A conversation with IDEO’s Tim Brown + Barry Katz
IDEO CEO and CCA Trustee Tim Brown and CCA professor Barry Katz, who stunned the world with the argument that design methods could innovate almost everything, discuss design’s critical role in an era of unprecedented change.
A decade of design thinking
Leaders as designers, designers as leaders
Ten years ago, Tim Brown of IDEO—with the support of CCA professor of design and IDEO fellow Barry Katz—wrote Change By Design. This radical book revealed the approach to problem-solving we take as designers and laid it out as a way of thinking that could be practiced beyond the parameters of the field—indeed, under almost any circumstance where change is desired.
A 10th anniversary edition of Change By Design was released in March. As part of the Design Division Lecture Series, CCA hosted a conversation between Katz and Brown, moderated by associate chair of CCA’s MBA in Design Strategy (DMBA) Susan Worthman, for a packed audience. Before the event, I had the opportunity to meet with Katz to discuss the book, the evolving role of design and designers, and CCA’s longstanding relationship with IDEO.
“The context of design is constantly changing. … Mastery does matter. Design thinking is not a concept, like wallpaper, to be applied.”
IDEO CEO and CCA Trustee
Why has Change By Design had so much impact
The book Change By Design: How Design Thinking Transforms Organizations and Inspires Innovation shares the human-centered, user-research heavy, explorative, iteration-loving, inspiration-ideation-implementation cycle that we have come to know as “design thinking.”

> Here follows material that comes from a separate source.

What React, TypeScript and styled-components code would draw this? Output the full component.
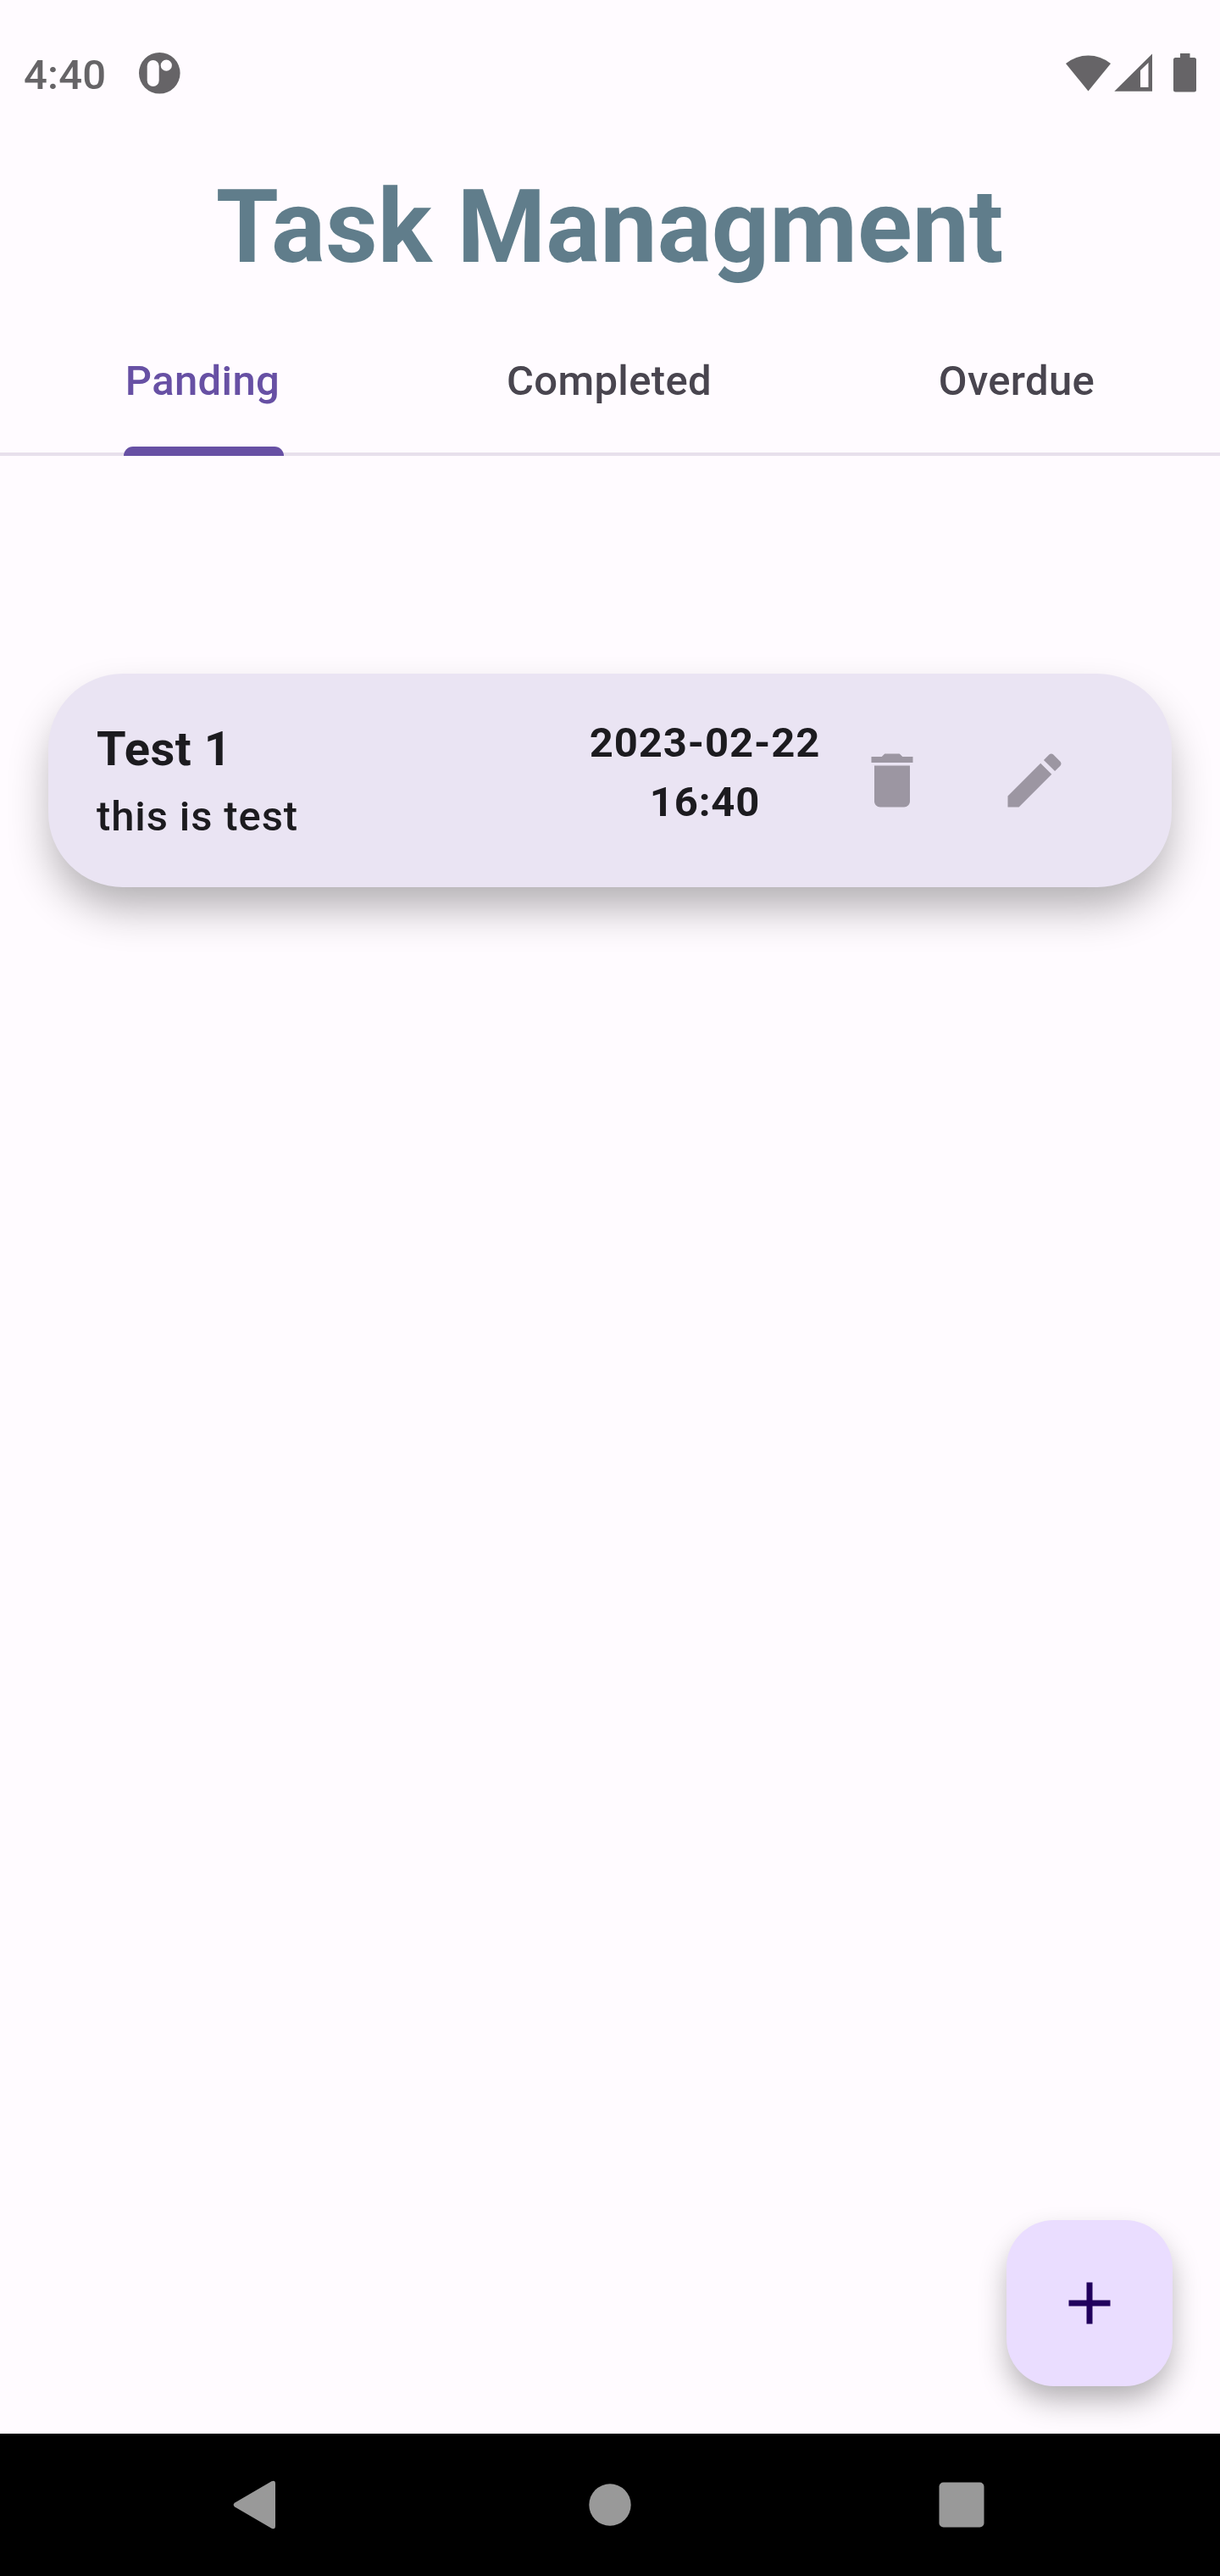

Although it’s been popularized as a fixed, step-by-step methodology, design thinking actually proposes that the range of challenges appropriate for a designer to tackle is much greater than once conceived. It’s also a process of problem-solving that anyone can work with. Change By Design encourages us to see systems such as health, economics, data banks, and education as areas of action and discourse within a designer’s purview.
The first premise is important to the design community because it changes the kind of work we might consider doing, as well as broadens the concept of design for people who hire us. The second doesn’t mean that an untrained individual can simply read about and deploy the skills we’ve honed over years of education and practice, but it does suggest that the problem-solving techniques common to design professionals can be applied more broadly. Although Change By Design was written for an outside audience, for business and leadership, it’s been widely discussed within the design community itself.
Setting the record straight
“Design thinking” as a term is both deified and divisive. It’s been heralded as the future of education and a secret weapon for doing good, but also accused of homogenizing the way that design processes are conceived. The book itself has two main misconceptions that Katz wished to clarify when we spoke.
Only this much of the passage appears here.